Retention strategies that won't break the bank

Apr 07 2008 by Print This Article

How does an employer keep their best workers without offering them huge raises or spending a fortune increasing the benefits program? This piece from IT WOrld has a few useful suggestions.

The number one suggestion the writer, Joanne Sujansky, suggests is to make sure you do not misrepresent your company's culture from the first day. Too many employers make promises about the working environment in the job interview and this leads to disillusioned employees.

Keeping your employees active, challenged and engage prevents them from becoming bored. An employee without enough to do will start looking elsewhere for something more stimulating.
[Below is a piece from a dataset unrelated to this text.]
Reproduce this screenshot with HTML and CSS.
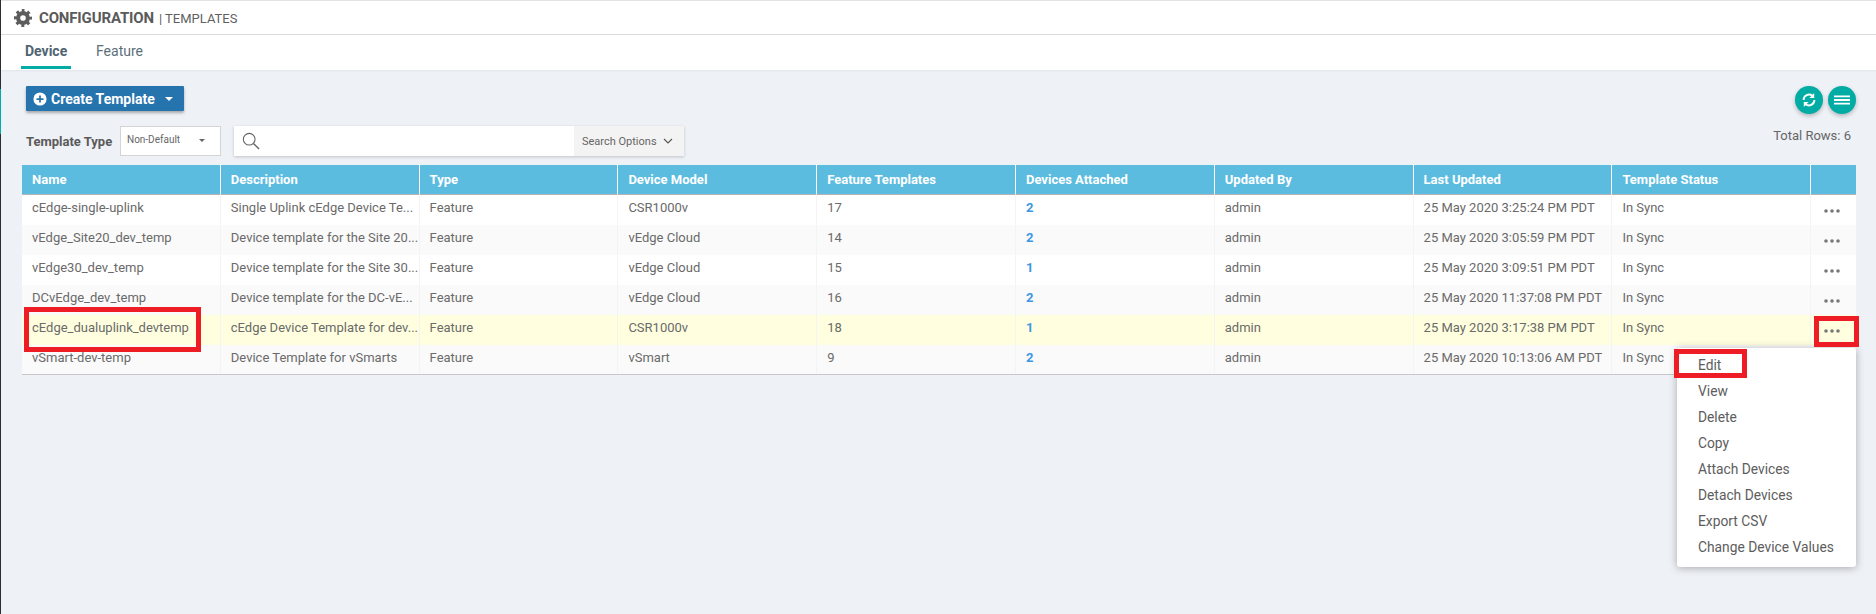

Another idea is to "be a good corporate citizen." As Sujanksy writes, "today's employers are finding that they have to care about more than just profits if they want to keep their employees happy. The environment, health, and safety have never been more in the spotlight, and as a result, employees want to work for companies who take these factors into consideration.

In fact, a study by the Center for Corporate Citizenship at Boston College found that 30 percent of employers say that good corporate citizenship helps them recruit and retain employees."

Among the other suggestions, the one that seems to stand out is to remember to praise and appreciate employees. Taking the time to say thank you or show some form of appreciation will go a long way toward making the good employees permanent ones.

Losing good employees and having to search and rehire new ones costs a company money. Taking steps to prevent the quality workers from leaving can result in savings for you and the corporation you have built.


Older Comments

'Best workers' become best because of their drive and ambitions. A successful company needs to show them a strong carrier path and guidence when needed. Financial compensations are great but nothing beats a carrier oriented culture where an employee can grow their experiences.


Good article and I believe that one of the things that employers often fail to do is recognise work done well. It takes a minute and is great for motivation.